They had good results, but also some warnings about the state of domestic travel. Are the skies looking friendly right now for the airline companies?

Not really, Dylan. But in United's case, and we heard from Delta a week ago, it's not as dire or cloudy as we might expect it to be so far. And in fact, I like that United's management team was willing to do something that Delta was not willing to do, which is actually provide guidance for the year, if that's what you want to call this. It was like two-stage guidance, right? Yeah. United provided two scenarios for its 2025 earnings.

In a stable scenario, I guess that's economic stability, they see earnings per share between $11.50 and $13.50. In the recession scenario, full-year earnings will be $7 to $9 a share. That is quite a range. But you know what?
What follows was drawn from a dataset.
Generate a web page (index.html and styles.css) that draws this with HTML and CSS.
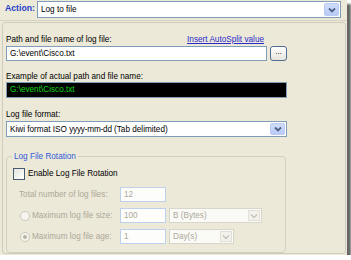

I give management credit.

for providing that because I think coming into earnings season, all of us were wondering which companies would be brave enough to even provide guidance and would they do something like this, provide scenario-based guidance? And United did. Going back to United's results really quick, they were pretty decent. Record revenue in the quarter. Earnings per share were ahead of expectations. They also talked about the last two weeks, the last weeks when all this tariff tantrum was happening, both premium cabin bookings and international bookings were higher and better than expected, which was

Those are the areas you'd expect to be most impacted by what's going on with the uncertainty, and those are holding up. So it looks like it's going to be a pretty resilient year for United and maybe for the airline industry as well. And it'll be interesting to see what earnings they actually hit this year.
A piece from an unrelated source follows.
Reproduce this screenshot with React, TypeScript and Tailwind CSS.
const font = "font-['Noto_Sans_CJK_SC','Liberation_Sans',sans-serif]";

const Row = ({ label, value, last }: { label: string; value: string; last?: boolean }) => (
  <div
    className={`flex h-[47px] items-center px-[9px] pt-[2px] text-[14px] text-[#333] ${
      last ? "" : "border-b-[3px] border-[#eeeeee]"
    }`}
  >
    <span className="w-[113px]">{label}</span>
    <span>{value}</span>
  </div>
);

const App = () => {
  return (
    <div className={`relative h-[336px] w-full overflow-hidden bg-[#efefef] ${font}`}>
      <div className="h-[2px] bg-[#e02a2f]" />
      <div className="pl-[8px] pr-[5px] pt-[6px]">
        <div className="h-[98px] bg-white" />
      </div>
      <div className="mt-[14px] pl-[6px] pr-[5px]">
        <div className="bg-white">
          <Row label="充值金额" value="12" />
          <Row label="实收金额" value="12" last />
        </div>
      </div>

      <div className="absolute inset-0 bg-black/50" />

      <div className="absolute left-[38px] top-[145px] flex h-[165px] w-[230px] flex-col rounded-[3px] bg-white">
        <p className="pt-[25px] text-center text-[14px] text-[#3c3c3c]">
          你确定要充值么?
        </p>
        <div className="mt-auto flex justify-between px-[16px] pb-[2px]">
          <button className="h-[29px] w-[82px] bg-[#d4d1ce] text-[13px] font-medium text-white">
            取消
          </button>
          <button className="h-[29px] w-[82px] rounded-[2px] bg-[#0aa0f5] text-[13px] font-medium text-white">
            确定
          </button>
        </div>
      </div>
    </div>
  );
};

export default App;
Matt, I am with you on this one. I think the options for management teams at this point are no guidance, a single range that, let's be honest, very unlikely to hit, or scenario analysis. I will take scenario analysis over no guidance or a single range any day. I agree. I love that. I love it. Let's see more of those. All right. Maybe we'll later this earnings season. More earnings results coming up after the break. We've got looks at big banks and everyone's favorite industrial REIT. Stay right here. This is Mountain Full Money.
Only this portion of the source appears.